Perhaps Rudyard Kipling summed up the notion of curiosity most succinctly when he wrote:
“I had six honest serving men. They taught me all I knew. Their names were: Where, What, When, Why, How and Who.”
Human beings have a drive – there’s some debate as to whether it’s an emotion or an instinct, so I’ll stick with drive – to be ‘curious’ about our world; to wonder what it’s all about; to have a thirst for knowledge and understanding which goes beyond what we need to survive today, but is undoubtedly required to enable us to survive tomorrow.
In this article I want to try to understand what we mean by curiosity; explore the elements of curiosity; and finally attempt to understand the role of ‘intelligent leadership’ in supporting and enabling a ‘data-curious’ organisation.
Going back to medieval times curious people were regarded with great suspicion. Augustine, the early medieval theologian and philosopher, viewed curiosity as “vain inquisitiveness, dignified by the title that knowledge is science” and suggested that curious people “crave spectacle and a desire to be seen”. People were supposed to know their place before god, and show humility rather than commit “the sin of pride that seeks to know things that are best left unknown”.
It’s a sad indictment on some schools that there seems exists a similar suspicion about those who show any curiosity or desire to better understand their world. Not as a consequence of any religious conviction but a suspicion that there must be some ulterior motive at work for anyone to seek to do anymore than is required to get the job done.
Yet curiosity has been the main impetus behind scientific discovery for centuries and millennia. A fact recognised by no less a person than Albert Einstein, who avowed, “Curiosity is more important than knowledge”. Certainly the academic literature in this area would appear to confirm that there is a fundamental connection between curiosity, knowledge and discovery.
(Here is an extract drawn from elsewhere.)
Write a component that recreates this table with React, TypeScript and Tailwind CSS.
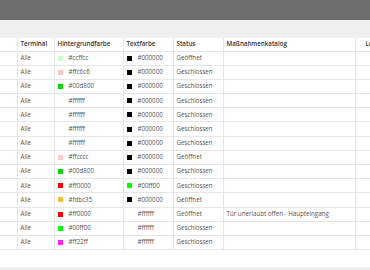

With Lowenstein suggesting that, “Knowledge appears to prime the pump of curiosity”.
It is this fascinating connection between knowledge and curiosity that is at the heart of human development where – the more we know, the more we realise what we don’t know.
So how does curiosity manifest itself in modern organisations?
Does the phrase “data driven” mean anything to you? It’s this notion that an organisation must take account of the data when making decisions – particularly about the performance of the organisation or individuals. However, the very phrase ‘data-driven’ gives the allusion of data being in the ‘driving seat’, where there exists a metrics powered approach to decision making, with the human element removed.
There is a real danger that a blind commitment to becoming ‘data-led’ organisations leads us to make decisions that lack any reference to values, ethics, or reference to our acquired experience – or what we might better call human wisdom.
In this regard, there are two striking questions posed by T.S.Elliot, in his play The Rock, “Where is the wisdom we have lost in knowledge? Where is the knowledge we have lost in information? Unknown to Elliot he presaged the identification of what is alternatively known as the ‘wisdom hierarchy’ or ‘knowledge pyramid’. This purports to represent the relationship between Data (raw facts) at the bottom of the pyramid; to Information (meaningful data); to Knowledge (understanding of information); to Wisdom (judgement using reference to values and experience) at the top of the pyramid.
Rather than seeing organisations as being ‘data-driven’ we should, then, instead, see them as being “values driven’ where we ‘use data’, as opposed to ‘data using us’.
Yet at the other end of the spectrum there are those who have neither the inclination to look at data – nor the curiosity to better understand their practice or the world around them.
As ever, there is a balance to be struck, but the key ingredient in making an organisation effective lies with the behaviour of the leaders.
For it is the role of leaders to model ‘curiosity’ and to ‘carry’ the value system against which data is generated, interpreted and understood.
Perhaps Charles Handy captured this most eloquently when he identified curiosity as being one of the key ingredients of ‘intelligent leadership’.
For ‘intelligent leadership’ appears to be a key element in successful organisations, where the leader promotes and exemplifies a ‘curiosity-driven’ culture, whereby the seeking of answers is part of a longer term process of generating knowledge to become a school that is continually learning, adapting and improving.
Accordingly, regardless of the amount of ‘data’ generated, the masses of ‘information’ accumulated, and the associated ‘knowledge’ that is gained – it is the application of wisdom that will differentiate between the long-term success and failure of ‘curiosity-driven’ schools.